The Uttar Pradesh New and Renewable Energy Development Agency (UPNEDA) had offered project developers a total of 1 gigawatt solar power capacity earlier this year. The tender did not garner as much interest from project developers as tender of some other states, or those issued by central agencies do. Uttar Pradesh is not among the leaders in India’s solar power market and has been rather late in development of supportive infrastructure for solar power projects.
The lowest bid was placed by Adani Green Energy which proposed to developed 250 megawatts of capacity at Rs 3.48/kWh. Acme Solar placed bids to develop 300 megawatts of capacity at Rs 3.48/kWh to Rs 3.55/kWh. Azure Power placed bid for 160 megawatts of capacity at Rs 3.55/kWh. A few other project developers, including Eden Renewable, Hero Future Energies, and Canadian Solar, also placed bids around Rs 3.55/kWh.
The lowest tariff bid was Rs 3.48/kWh, while the highest bid was Rs 3.55/kWh. The lowest bid in this tender was at a premium of 42.6% to the lowest-ever tariff bid placed for any solar power project in India. The reason for the high tariff bids is the limited solar radiation that Uttar Pradesh receives in comparison to states like Rajasthan and several southern states in India.
According to Mercom India, the UPNEDA officials had expected a stiff competition, and a tariff bid range of Rs 3.10 to Rs 3.15/kWh. But the actual bids were much higher than the expectations, leading to the cancellation of the capacity allotment to developers.
The UPNEDA has decided to split the annulled 1 gigawatt tender into two, of 500 megawatt each. The first of these tenders has already been launched.
State solar tenders usually receive bids at a substantial premium to the tender issued by central agencies, like Solar Energy Corporation of India and NTPC Limited. Tenders issued by central agencies usually have a clause for payment security which is a risk hedge for developers when they quote tariff bids.
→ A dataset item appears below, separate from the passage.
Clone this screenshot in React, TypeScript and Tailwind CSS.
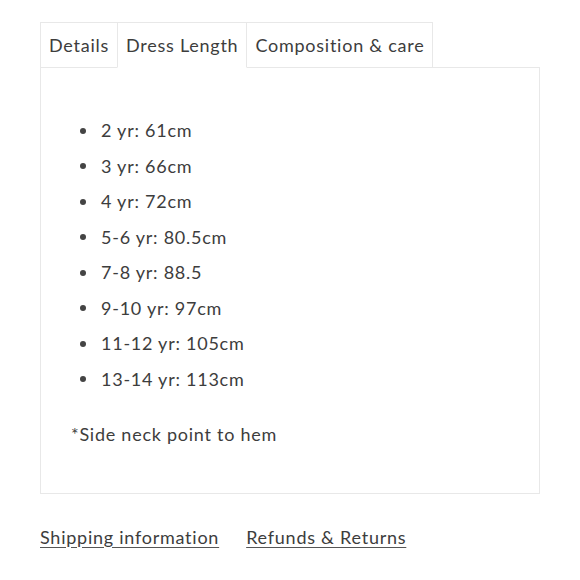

In addition to payment security, developers also look for the financial health of the agency buying power, cost and availability of land for project development, solar radiation, among others.
Around a year back, Uttar Pradesh had asked several project developers to voluntarily reduce their tariff bids in an auction held in 2015. Tariff bids in that auction was as high as Rs 8.60/kWh.